_Short task_:
Work out how many lines contain "index". Reply with the count alone.

_Dataset extract_:
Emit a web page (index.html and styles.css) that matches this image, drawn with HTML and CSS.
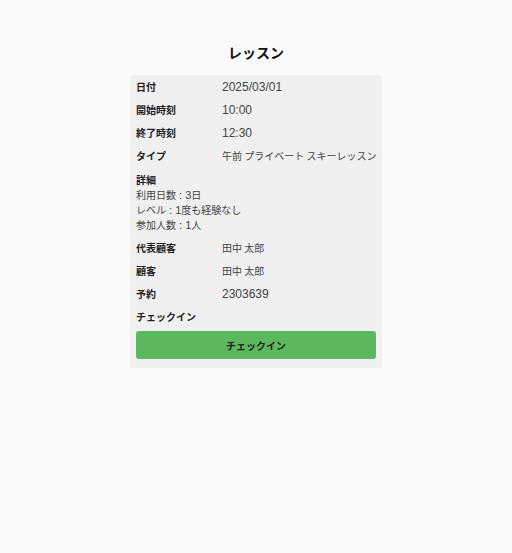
FILE: index.html
```html
<!DOCTYPE html>
<html lang="ja">
<head>
    <meta charset="UTF-8">
    <meta name="viewport" content="width=device-width, initial-scale=1.0">
    <title>レッスン</title>
    <link rel="stylesheet" href="styles.css">
</head>
<body>
    <h2 class="title">レッスン</h2>
    <div class="card">
        <div class="row">
            <span class="label">日付</span>
            <span class="value num">2025/03/01</span>
        </div>
        <div class="row">
            <span class="label">開始時刻</span>
            <span class="value num">10:00</span>
        </div>
        <div class="row">
            <span class="label">終了時刻</span>
            <span class="value num">12:30</span>
        </div>
        <div class="row">
            <span class="label">タイプ</span>
            <span class="value">午前 プライベート スキーレッスン</span>
        </div>
        <div class="detail">
            <div class="label">詳細</div>
            <div>利用日数<span class="num"> : 3</span>日</div>
            <div>レベル<span class="num"> : 1</span>度も経験なし</div>
            <div>参加人数<span class="num"> : 1</span>人</div>
        </div>
        <div class="row">
            <span class="label">代表顧客</span>
            <span class="value">田中 太郎</span>
        </div>
        <div class="row">
            <span class="label">顧客</span>
            <span class="value">田中 太郎</span>
        </div>
        <div class="row">
            <span class="label">予約</span>
            <span class="value num">2303639</span>
        </div>
        <div class="row">
            <span class="label">チェックイン</span>
        </div>
        <button class="checkin-button">チェックイン</button>
    </div>
</body>
</html>
```

FILE: styles.css
```css
body {
    font-family: "Noto Sans CJK JP", "Noto Sans", sans-serif;
    margin: 0;
    padding: 0;
    background-color: #fafafa;
    color: #333;
}
.title {
    text-align: center;
    margin: 41px 0 12px;
    font-size: 14px;
    line-height: 22px;
    color: #111;
}
.card {
    width: 252px;
    margin: 0 auto;
    background-color: #f0f0f0;
    padding: 0 6px 9px;
    box-sizing: border-box;
    font-size: 10px;
}
.row {
    display: flex;
    align-items: center;
    height: 23px;
}
.label {
    width: 86px;
    font-weight: bold;
    color: #222;
    flex-shrink: 0;
}
.value {
    color: #444;
    white-space: nowrap;
}
/* 数字は欧文フォントで少し大きめ */
.num {
    font-family: "Liberation Sans", Arial, sans-serif;
    font-size: 12px;
}
.detail {
    padding: 5px 0 4px;
    line-height: 15px;
    color: #444;
}
.detail > div {
    height: 15px;
}
.detail .num {
    font-size: 11px;
    line-height: 1;
}
.checkin-button {
    display: block;
    width: 100%;
    height: 28px;
    margin-top: 3px;
    background-color: #5cb85c;
    border: none;
    border-radius: 3px;
    font-family: inherit;
    font-size: 10px;
    font-weight: bold;
    color: #222;
    cursor: pointer;
}
```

_Response_:
2